The priest would then lie on his stomach, balancing himself on the very top of the pole, perhaps playing the role of the main god of this culture – Ehécatl, god of the wind. Meanwhile, hundreds of people would be chain dancing around the mound, with men and women alternating. Musicians would often play in center of the circle and sometimes dancing took place around a huge bonfire.

Station 3. Next to Pyramid Three, overlooking Lake La Vega 

Below, to the southwest, we can see Lake La Vega, which today may look rather small (9.5 kilometers long), but was much larger at the height of the Teuchitlán Tradition, stretching all the way to Magdalena, 30 kilometers away. On the shores of this big lake, they practiced an ingenious system of irrigation using chinampas, small rectangular plots of land irrigated by narrow canals crisscrossing them, similar to what the Spaniards saw in Tenochtitlan (Mexico City), when they arrived there. 

This clever system allowed water to reach crops not from above, but from below, carrying nutrients to the roots. Because of the chinampas system, those ancient farmers didn’t depend on the rainy season for growing food. They could have two or even three crops per year. Here they grew chiles, beans, pumpkins, sunflowers and amaranth, today considered a “superfood.”

Station 4. The Ball Court

This court is shaped like a capital I and measures 111 meters long. It was the biggest in Mexico up until 100 A.D. Later the Mayans came along with longer courts.

There is evidence that most Mexican cultures had ball courts. In central Mexico they followed different rules from those used in western Mexico where, even today, a form of the game called Ulama is still played. Their ball was solid, made of crude rubber and the size of a modern volleyball.  It weighed about three kilos (seven pounds). The players could only touch it or hit it with their hips. Simply picking up the ball with hips alone required the coordinated efforts of two people. Just try it some time!  Examination of skeletons indicates that broken hips were the norm for men of the Teuchitlán nation.

A team consisted of eight players with a captain. The aim was to get the ball to one of the ends of the court. If a player could trap the ball between his hip and the wall at the far end, it was a point for his team and one point less for the opposition.

Sometimes this game was played as a religious ritual and would last from sunrise to sunset. It was also played to settle disputes. The players believed the gods would see to it that whoever was telling the truth or was in the right would come out as the winner.

Station 5. The Square Altar

Some archaeologists suggest that this rectangle in the middle of a circle is evidence of a cultural change within the Teuchitlán Tradition. That is, it indicates the influence of certain ideas filtering in from neighboring areas and the beginning of a better connection with the cultures in the center of Mexico, especially with the Toltecs.

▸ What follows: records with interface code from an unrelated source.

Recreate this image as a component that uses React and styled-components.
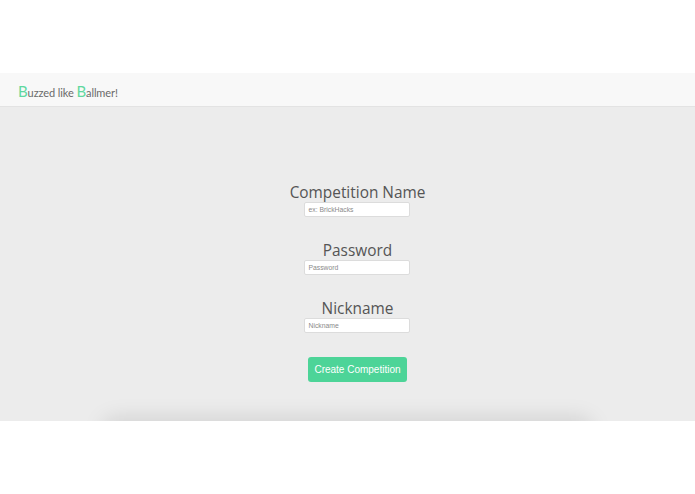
import React from "react"
import styled, { createGlobalStyle } from "styled-components"

const GlobalStyle = createGlobalStyle`
  html, body {
    margin: 0;
    padding: 0;
    background: #fff;
    font-family: "Open Sans", "Liberation Sans", sans-serif;
  }
`

const App = () => {
  return (
    <>
      <GlobalStyle />
      <Page>
        <TopSpace />
        <Navbar>
          <Brand>
            <Accent>B</Accent>uzzed like <Accent>B</Accent>allmer!
          </Brand>
        </Navbar>
        <Main>
          <Form>
            <Field>
              <Label>Competition Name</Label>
              <Input placeholder="ex: BrickHacks" />
            </Field>
            <Field>
              <Label>Password</Label>
              <Input type="password" placeholder="Password" />
            </Field>
            <Field>
              <Label>Nickname</Label>
              <Input placeholder="Nickname" />
            </Field>
            <Button>Create Competition</Button>
          </Form>
          <Shadow />
        </Main>
      </Page>
    </>
  )
}

export default App

const Page = styled.div`
  width: 695px;
  min-height: 494px;
  display: flex;
  flex-direction: column;
`

const TopSpace = styled.div`
  height: 73px;
`

const Navbar = styled.div`
  height: 33px;
  background: #f8f8f8;
  border-bottom: 1px solid #e3e3e3;
  display: flex;
  align-items: center;
  padding-left: 18px;
`

const Brand = styled.div`
  font-family: Lato, "Open Sans", sans-serif;
  font-size: 11px;
  color: #6a6a6a;
  letter-spacing: -0.1px;
  padding-top: 2px;
`

const Accent = styled.span`
  color: #5fd8a0;
  font-size: 15px;
`

const Main = styled.div`
  position: relative;
  height: 314px;
  background: #ececec;
  overflow: hidden;
  display: flex;
  justify-content: center;
`

const Form = styled.div`
  display: flex;
  flex-direction: column;
  align-items: center;
  padding-top: 77px;
  margin-left: 20px;
  position: relative;
  z-index: 1;
`

const Field = styled.div`
  display: flex;
  flex-direction: column;
  align-items: center;
  margin-bottom: 25px;
`

const Label = styled.div`
  font-size: 15.4px;
  color: #555;
  line-height: 18px;
`

const Input = styled.input`
  box-sizing: border-box;
  width: 106px;
  height: 15px;
  border: 1px solid #dcdcdc;
  border-radius: 2px;
  background: #fff;
  font-family: "Liberation Sans", Arial, sans-serif;
  font-size: 6.8px;
  padding: 0 3px;
  outline: none;

  &::placeholder {
    color: #8a8a8a;
  }
`

const Button = styled.button`
  margin-top: -1px;
  width: 99px;
  height: 25px;
  border: none;
  border-radius: 3px;
  background: #4dd498;
  color: #fff;
  font-family: "Liberation Sans", Arial, sans-serif;
  font-size: 10px;
  cursor: pointer;
`

const Shadow = styled.div`
  position: absolute;
  left: 105px;
  right: 105px;
  bottom: -20px;
  height: 20px;
  box-shadow: 0 0 22px 2px rgba(0, 0, 0, 0.13);
  border-radius: 20px;
`
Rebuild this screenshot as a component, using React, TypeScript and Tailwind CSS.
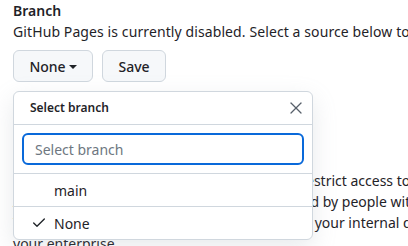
import { Check, X } from "lucide-react";

export default function App() {
  return (
    <main
      className="relative h-[246px] w-[408px] overflow-hidden bg-white pl-[13px] pt-[1px] text-[14px] text-[#1f2328]"
      style={{ fontFamily: '"Noto Sans", sans-serif' }}
    >
      {/* Branch section */}
      <h2 className="text-[14px] font-semibold leading-[20px]">Branch</h2>
      <p className="whitespace-nowrap leading-[21px] tracking-[0.1px]">
        GitHub Pages is currently disabled. Select a source below to enable GitHub Pages for this repository.
      </p>

      <div className="mt-[8px] flex gap-[9px]">
        <button className="flex h-[32px] w-[80px] items-center justify-center gap-[3px] rounded-md border border-[#d0d7de] bg-[#f6f8fa] text-[14px] font-medium">
          None
          <svg width="8" height="4" viewBox="0 0 8 4" className="mt-[1px]">
            <path d="M0 0h8L4 4z" fill="#1f2328" />
          </svg>
        </button>
        <button className="h-[32px] w-[64px] rounded-md border border-[#d0d7de] bg-[#f6f8fa] text-[14px] font-medium">
          Save
        </button>
      </div>

      {/* Text under the menu */}
      <div className="mt-[88px] whitespace-nowrap leading-[21px]">
        <div className="pl-[2px]">With a public repository, you can choose to restrict access to your site</div>
        <div>A privately published site can only be accessed by people with read access</div>
        <div>You can use privately published sites to share your internal docs with</div>
        <div>your enterprise.</div>
      </div>

      {/* Branch menu */}
      <div className="absolute left-[13px] top-[91px] w-[300px] rounded-md border border-[#d0d7de] bg-white shadow-[0_8px_24px_rgba(140,149,159,0.2)]">
        <div className="flex h-[33px] items-center justify-between border-b border-[#d0d7de] pl-[16px] pr-[6px]">
          <span className="text-[12px] font-semibold">Select branch</span>
          <X size={20} strokeWidth={1.5} className="text-[#57606a]" />
        </div>
        <div className="border-b border-[#d0d7de] px-[8px] py-[8px]">
          <div className="flex h-[32px] items-center rounded-md border-2 border-[#0969da] px-[11px] text-[14px] text-[#6e7781]">
            Select branch
          </div>
        </div>
        <div className="flex h-[33px] items-center border-b border-[#d0d7de] pl-[40px]">main</div>
        <div className="flex h-[32px] items-center pl-[17px]">
          <Check size={16} strokeWidth={2} className="mr-[7px] text-[#1f2328]" />
          None
        </div>
      </div>
    </main>
  );
}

This can be seen more clearly in the village of Oconahua, located 33 kilometers (20 miles) west of Teuchitlán, where a huge, rectangular, u-shaped building has been excavated. This was called a tecpan, a palace for a great prince or king, and it was designed just like the palace of Moctezuma that now lies buried beneath the main square of Mexico City.

Station 6. The Circle of the Dead

This is the only altar in the area where shaft tombs have been found. Many pots and figurines have been discovered here, yielding considerable information about this method of burying the dead.

A shaft tomb is a circular pit that could be up to 20-some meters deep, with one or more burial chambers off to the side at the bottom. A tomb found at San Juan de los Arcos is 22 meters (72 feet) deep, with five chambers, but, unfortunately, this and almost all shaft tombs have been found empty, looted by thieves.

The big exception was the Huitzilapa tomb near Magdalena, which was found perfectly intact in 1993. It was eight meters deep, with two chambers at the bottom. Inside were six skeletons and 67,000 offerings. Apparently the depth of the tomb and the number of chambers was a measure of the importance or wealth of the person or persons buried there. Sadly, the Huitzilapa tomb was later destroyed, bulldozed by agave farmers.

How to get there

The Guachimontones are located 1.2 kilometers northeast of the town of Teuchitlán. You can get there from Guadalajara by taking Highway 15 west (toward Nogales) for 25 kilometers and turning left onto Highway 70 heading southwest towards Ameca. After 17 kilometers you’ll pass the large sugar refinery at Tala. One and a half kilometers later, turn right onto a road signposted Ahualulco. After 12.7 kilometers you’ll come to the Teuchitlán gas station (N20.68099 W103.84801), where you turn right and drive into town. Immediately after the plaza, turn right and take the second left, heading north. After 1.3 kilometers you will come to the parking area (N20.69318 W103.84066) for the Guachimontones.  

The Guachimontones are open Tuesdays to Sundays, from 9 a.m. to 5 p.m. The entrance fee is 30 pesos, but there is no charge for children under 12. On Tuesdays everyone gets in free.